What does it mean to forgive someone? Joseph’s brothers knew: “What if Joseph holds a grudge against us and pays us back for all the wrongs we did to him?” Joseph could have held something over their heads; something against them that they had done wrong. He certainly had reasons not to forgive. After all, they had threatened to kill him and sold him in slavery to travelers, which resulted in him being imprisoned for something he never did.

They expected retaliation rather than forgiveness and so they said, “forgive…the wrongs and sins (vv.16-17)”. Not receiving forgiveness works upon us, creating fear, anger, bitterness, and any number of negative emotions.

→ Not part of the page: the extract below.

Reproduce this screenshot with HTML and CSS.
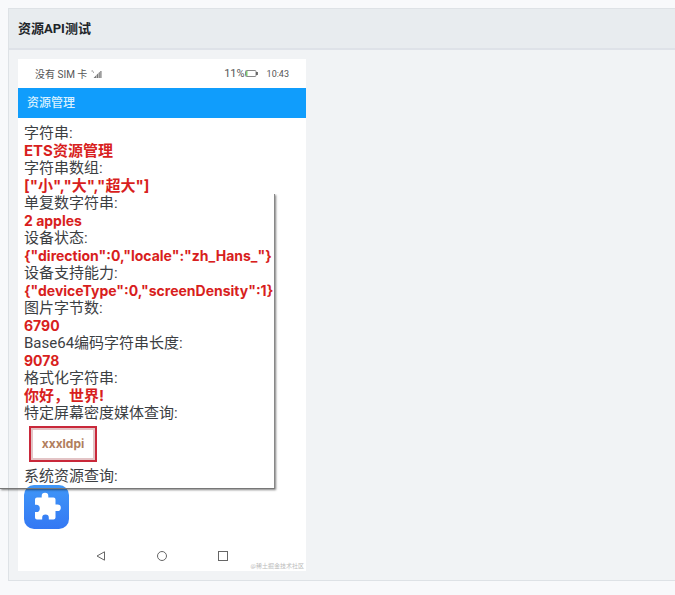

They wanted to be released from the fear of retaliation; from the weight of worrying that something is coming your way because of what you did. On the other hand, holding onto a grudge rather than forgiving works upon us as well. It creates a root of bitterness that grows inside until we become miserable, angry, and bitter too. The way to be free from this is to forgive.

Forgiveness is the opposite of holding a grudge. It is the opposite of paying someone back—even if they deserve it.

Forgiveness is a conscious, deliberate decision to release feelings of
resentment or vengeance toward a person who has harmed you—
regardless of whether they actually deserve it.

It might be a decision you have to make every time you see or think about that person or the harm they caused you, but it is a decision you must make. Forgiveness isn’t easy, like flipping a switch to turn on a light. Instead, it’s work. Maybe its more like exercising. The more you do it, the quicker you’ll see changes. Think of forgiveness like a muscle that you exercise every time you are tempted to hold that grudge.